Acknowledging that several of the homeless on the streets were violent and suffered from mental illnesses, Bartlett said proper accommodation and shelter needed to be made available to them. “Some of these people are very violent and we have knowledge that they have been jailed and as it is now they are a nuisance. Due to these violent streaks and mental state they should be taken to St Ann’s,” she added.
She said for the past several years, the business association had been calling for measures to be implemented to deal with the problem. “We have been calling on the relevant authorities and saying we should not tolerate homeless people. It’s not humane. They need to be housed in a certain way and cared for properly,” she said.
Bartlett said on numerous occasions, businesses had pledged their support to find ways to rid the streets of vagrants but had been told legislation needed to be passed for certain action to take place. “I have met with the Attorney General and he had advised me that such legislation has his attention,” Bartlett said.

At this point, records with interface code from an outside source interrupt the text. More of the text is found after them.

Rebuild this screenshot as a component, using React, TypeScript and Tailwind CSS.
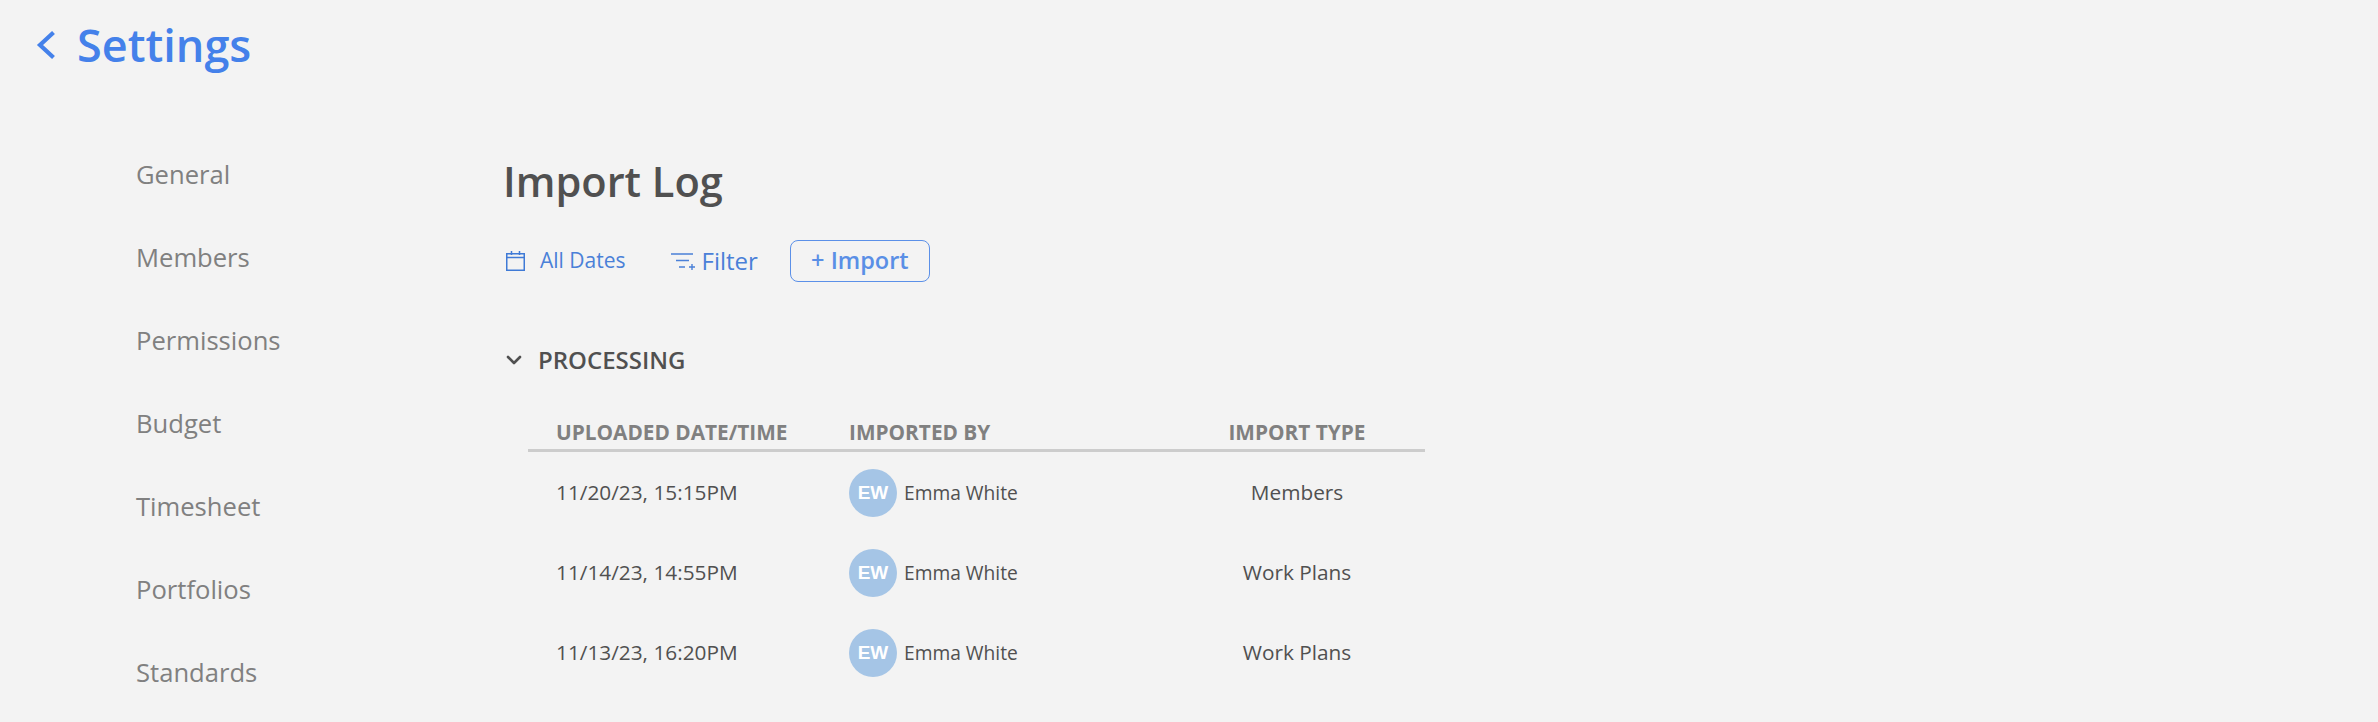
import React from 'react';
import { ChevronDown } from 'lucide-react';

const navItems = ['General', 'Members', 'Permissions', 'Budget', 'Timesheet', 'Portfolios', 'Standards'];

const rows = [
  { date: '11/20/23, 15:15PM', type: 'Members' },
  { date: '11/14/23, 14:55PM', type: 'Work Plans' },
  { date: '11/13/23, 16:20PM', type: 'Work Plans' },
];

function BackIcon() {
  return (
    <svg width="20" height="30" viewBox="0 0 20 30" fill="none" stroke="#4481ea" strokeWidth="4.2">
      <path d="M17.5 2.5 4 15l13.5 12.5" />
    </svg>
  );
}

function CalendarIcon() {
  return (
    <svg width="20" height="20" viewBox="0 0 20 20" fill="none" stroke="#3f7ad6" strokeWidth="1.5">
      <rect x=".75" y="2.75" width="17.5" height="16.5" />
      <path d="M.75 6.5h17.5M5.5 0v4M13.5 0v4" />
    </svg>
  );
}

function FilterIcon() {
  return (
    <svg width="25" height="20" viewBox="0 0 25 20" fill="none" stroke="#4a80d8" strokeWidth="1.4">
      <path d="M0 3h22M5 9.5h13M8 16h6M18 16h6M21 13v6" />
    </svg>
  );
}

export default function App() {
  return (
    <div className="h-[722px] w-[2378px] overflow-hidden bg-[#f3f3f3] font-['Open_Sans',sans-serif]">
      {/* Header */}
      <header className="flex h-[89px] items-center pl-[36px]">
        <BackIcon />
        <h1 className="ml-[21px] text-[45px] font-semibold leading-none text-[#4481ea]">Settings</h1>
      </header>

      <div className="flex">
        {/* Left nav */}
        <nav className="flex w-[503px] flex-col pl-[136px] pt-[45px]">
          {navItems.map((item) => (
            <div key={item} className="flex h-[83px] items-center text-[25.6px] text-[#808080]">
              {item}
            </div>
          ))}
        </nav>

        {/* Main */}
        <main className="flex-1 pt-[61px]">
          <h2 className="text-[41.6px] font-semibold leading-[62px] text-[#505050]">Import Log</h2>

          <div className="mt-[28px] flex h-[42px] items-center text-[#4a80d8]">
            <span className="ml-[3px]"><CalendarIcon /></span>
            <span className="ml-[14px] text-[21px]">All Dates</span>
            <span className="ml-[45px]"><FilterIcon /></span>
            <span className="ml-[6px] text-[24px]">Filter</span>
            <button className="ml-[32px] flex h-[42px] w-[140px] items-center justify-center rounded-[8px] border border-[#5b90e8] text-[23.5px] font-semibold text-[#5a8fe6]">
              + Import
            </button>
          </div>

          <div className="mt-[58px] flex h-[40px] items-center text-[#505050]">
            <ChevronDown size={24} strokeWidth={2.6} className="-ml-[1px]" />
            <span className="ml-[12px] text-[24px] font-semibold">PROCESSING</span>
          </div>

          <div className="ml-[25px] mt-[37px] w-[897px]">
            <div className="grid h-[35px] grid-cols-[321px_320px_256px] items-center border-b-[3px] border-[#cccccc] pb-[6px] text-[20.8px] font-bold text-[#808080]">
              <div className="pl-[28px]">UPLOADED DATE/TIME</div>
              <div>IMPORTED BY</div>
              <div className="text-center">IMPORT TYPE</div>
            </div>
            <div className="pt-[1px]">
              {rows.map((row) => (
                <div key={row.date} className="grid h-[80px] grid-cols-[321px_320px_256px] items-center text-[20.8px] text-[#505050]">
                  <div className="pl-[28px]">{row.date}</div>
                  <div className="flex items-center gap-[7px]">
                    <div className="flex h-[48px] w-[48px] items-center justify-center rounded-full bg-[#a5c5e6] font-['Liberation_Sans',sans-serif] text-[19px] font-bold text-white">
                      EW
                    </div>
                    <span className="text-[19.2px]">Emma White</span>
                  </div>
                  <div className="text-center">{row.type}</div>
                </div>
              ))}
            </div>
          </div>
        </main>
      </div>
    </div>
  );
}
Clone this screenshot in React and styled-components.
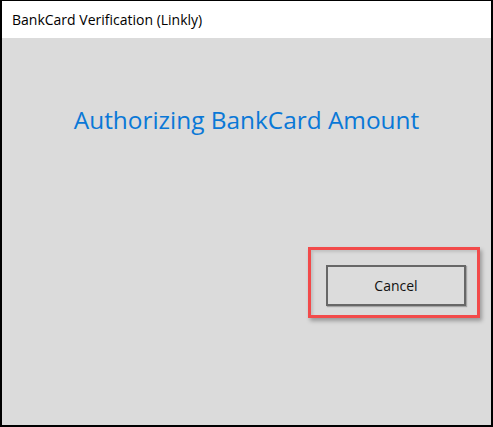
import styled, { createGlobalStyle } from "styled-components"

const GlobalStyle = createGlobalStyle`
  html, body {
    margin: 0;
    padding: 0;
    background: #000;
  }
  * {
    box-sizing: border-box;
  }
`

const Window = styled.div`
  width: 493px;
  height: 427px;
  display: flex;
  flex-direction: column;
  border: 2px solid #000;
  border-top-width: 1px;
  background: #dbdbdb;
`

const TitleBar = styled.div`
  height: 37px;
  flex-shrink: 0;
  display: flex;
  align-items: center;
  padding-left: 10px;
  background: #fff;
  color: #000;
  font-family: "Open Sans", "Noto Sans", sans-serif;
  font-size: 14px;
`

const Content = styled.div`
  flex: 1;
  display: flex;
  flex-direction: column;
`

const Heading = styled.h1`
  margin: 66px 0 0;
  text-align: center;
  color: #0a78d7;
  font-family: "Open Sans", "Noto Sans", sans-serif;
  font-weight: 400;
  font-size: 24.4px;
  line-height: 32px;
`

const ButtonRow = styled.div`
  display: flex;
  justify-content: flex-end;
  padding-right: 11px;
  margin-top: 111px;
`

const Highlight = styled.div`
  border: 3px solid #f24a4a;
  padding: 15px 11px 9px 15px;
  box-shadow: 2px 3px 4px rgba(0, 0, 0, 0.3), inset 2px 2px 3px rgba(0, 0, 0, 0.12);
`

const Button = styled.button`
  width: 140px;
  height: 41px;
  background: #dcdcdc;
  border: 2px solid #676767;
  box-shadow: 1px 1px 1px rgba(0, 0, 0, 0.25);
  color: #111;
  font-family: "Open Sans", "Noto Sans", sans-serif;
  font-size: 14px;
  cursor: pointer;
`

export default function App() {
  return (
    <>
      <GlobalStyle />
      <Window>
        <TitleBar>BankCard Verification (Linkly)</TitleBar>
        <Content>
          <Heading>Authorizing BankCard Amount</Heading>
          <ButtonRow>
            <Highlight>
              <Button>Cancel</Button>
            </Highlight>
          </ButtonRow>
        </Content>
      </Window>
    </>
  )
}
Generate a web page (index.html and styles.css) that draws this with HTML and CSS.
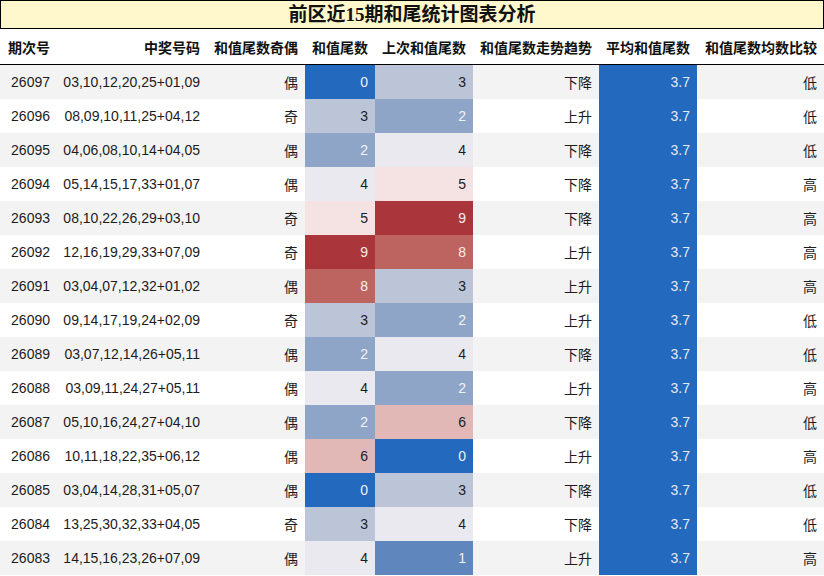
FILE: index.html
```html
<!DOCTYPE html>
<html lang="zh">
<head>
<meta charset="utf-8">
<title>前区近15期和尾统计图表分析</title>
<link rel="stylesheet" href="styles.css">
</head>
<body>
<div class="title">前区近15期和尾统计图表分析</div>
<table class="grid">
<colgroup>
<col class="c1"><col class="c2"><col class="c3"><col class="c4"><col class="c5"><col class="c6"><col class="c7"><col class="c8">
</colgroup>
<thead>
<tr><th>期次号</th><th>中奖号码</th><th>和值尾数奇偶</th><th>和值尾数</th><th>上次和值尾数</th><th>和值尾数走势趋势</th><th>平均和值尾数</th><th>和值尾数均数比较</th></tr>
</thead>
<tbody>
<tr><td>26097</td><td>03,10,12,20,25+01,09</td><td>偶</td><td class="v0">0</td><td class="v3">3</td><td>下降</td><td class="avg">3.7</td><td>低</td></tr>
<tr><td>26096</td><td>08,09,10,11,25+04,12</td><td>奇</td><td class="v3">3</td><td class="v2">2</td><td>上升</td><td class="avg">3.7</td><td>低</td></tr>
<tr><td>26095</td><td>04,06,08,10,14+04,05</td><td>偶</td><td class="v2">2</td><td class="v4">4</td><td>下降</td><td class="avg">3.7</td><td>低</td></tr>
<tr><td>26094</td><td>05,14,15,17,33+01,07</td><td>偶</td><td class="v4">4</td><td class="v5">5</td><td>下降</td><td class="avg">3.7</td><td>高</td></tr>
<tr><td>26093</td><td>08,10,22,26,29+03,10</td><td>奇</td><td class="v5">5</td><td class="v9">9</td><td>下降</td><td class="avg">3.7</td><td>高</td></tr>
<tr><td>26092</td><td>12,16,19,29,33+07,09</td><td>奇</td><td class="v9">9</td><td class="v8">8</td><td>上升</td><td class="avg">3.7</td><td>高</td></tr>
<tr><td>26091</td><td>03,04,07,12,32+01,02</td><td>偶</td><td class="v8">8</td><td class="v3">3</td><td>上升</td><td class="avg">3.7</td><td>高</td></tr>
<tr><td>26090</td><td>09,14,17,19,24+02,09</td><td>奇</td><td class="v3">3</td><td class="v2">2</td><td>上升</td><td class="avg">3.7</td><td>低</td></tr>
<tr><td>26089</td><td>03,07,12,14,26+05,11</td><td>偶</td><td class="v2">2</td><td class="v4">4</td><td>下降</td><td class="avg">3.7</td><td>低</td></tr>
<tr><td>26088</td><td>03,09,11,24,27+05,11</td><td>偶</td><td class="v4">4</td><td class="v2">2</td><td>上升</td><td class="avg">3.7</td><td>高</td></tr>
<tr><td>26087</td><td>05,10,16,24,27+04,10</td><td>偶</td><td class="v2">2</td><td class="v6">6</td><td>下降</td><td class="avg">3.7</td><td>低</td></tr>
<tr><td>26086</td><td>10,11,18,22,35+06,12</td><td>偶</td><td class="v6">6</td><td class="v0">0</td><td>上升</td><td class="avg">3.7</td><td>高</td></tr>
<tr><td>26085</td><td>03,04,14,28,31+05,07</td><td>偶</td><td class="v0">0</td><td class="v3">3</td><td>下降</td><td class="avg">3.7</td><td>低</td></tr>
<tr><td>26084</td><td>13,25,30,32,33+04,05</td><td>奇</td><td class="v3">3</td><td class="v4">4</td><td>下降</td><td class="avg">3.7</td><td>低</td></tr>
<tr><td>26083</td><td>14,15,16,23,26+07,09</td><td>偶</td><td class="v4">4</td><td class="v1">1</td><td>上升</td><td class="avg">3.7</td><td>高</td></tr>
</tbody>
</table>
</body>
</html>
```
FILE: styles.css
```css
html, body {
  margin: 0;
  padding: 0;
  background: #ffffff;
}
body {
  width: 824px;
  font-family: "Liberation Sans", "Noto Sans CJK SC", sans-serif;
  font-size: 14px;
  color: #1c1c1c;
}
.title {
  box-sizing: border-box;
  height: 29px;
  border: 1px solid #000;
  background: #fff8cc;
  text-align: center;
  font-family: "Liberation Serif", "Noto Sans CJK SC", serif;
  font-weight: bold;
  font-size: 19px;
  line-height: 27px;
  color: #111;
}
.grid {
  width: 824px;
  table-layout: fixed;
  border-collapse: collapse;
  border-spacing: 0;
}
.c1 { width: 57px; }
.c2 { width: 150px; }
.c3 { width: 98px; }
.c4 { width: 70px; }
.c5 { width: 98px; }
.c6 { width: 126px; }
.c7 { width: 98px; }
.c8 { width: 127px; }
.grid th,
.grid td {
  padding: 0 7px 0 0;
  text-align: right;
  white-space: nowrap;
  overflow: hidden;
}
.grid th {
  height: 35px;
  font-weight: bold;
  border-bottom: 1px solid #000;
  color: #111;
}
.grid td {
  height: 34px;
}
.grid tbody tr:nth-child(odd) { background: #f3f3f3; }
.grid tbody tr:nth-child(even) { background: #ffffff; }
.grid td.v0 { background: #2369bd; color: #eef1f7; }
.grid td.v1 { background: #5f86bd; color: #eef1f7; }
.grid td.v2 { background: #8fa5c8; color: #f2f3f6; }
.grid td.v3 { background: #bcc5d7; color: #1c1c1c; }
.grid td.v4 { background: #eae9ef; color: #1c1c1c; }
.grid td.v5 { background: #f5e3e3; color: #1c1c1c; }
.grid td.v6 { background: #e2b8b6; color: #1c1c1c; }
.grid td.v8 { background: #bd6461; color: #f5eeee; }
.grid td.v9 { background: #aa353b; color: #f5eeee; }
.grid td.avg { background: #2369bd; color: #e4ebf5; }
```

While conceding that not all homeless people had fallen prey to substance abuse, Bartlett said HIV/Aids, deportation, depression and even being evicted from their homes contributed to homelessness. She said there were people who have jobs but because they have no place to stay, they lived on the streets until they were able to put a roof over their heads.
Bartlett dismissed claims by the management of Court Shamrock, a centre for the homeless, that the business community in the southern city did not contribute or assisted their rehabilitation efforts. “They (management) have never approached us,” she said. She said she visited the centre two years ago and millions had been spent on the building by the San Fernando City Corporation.
Adding that the centre also received a subvention from Government, Bartlett said her association always was open to assist a cause which would benefit San Fernando.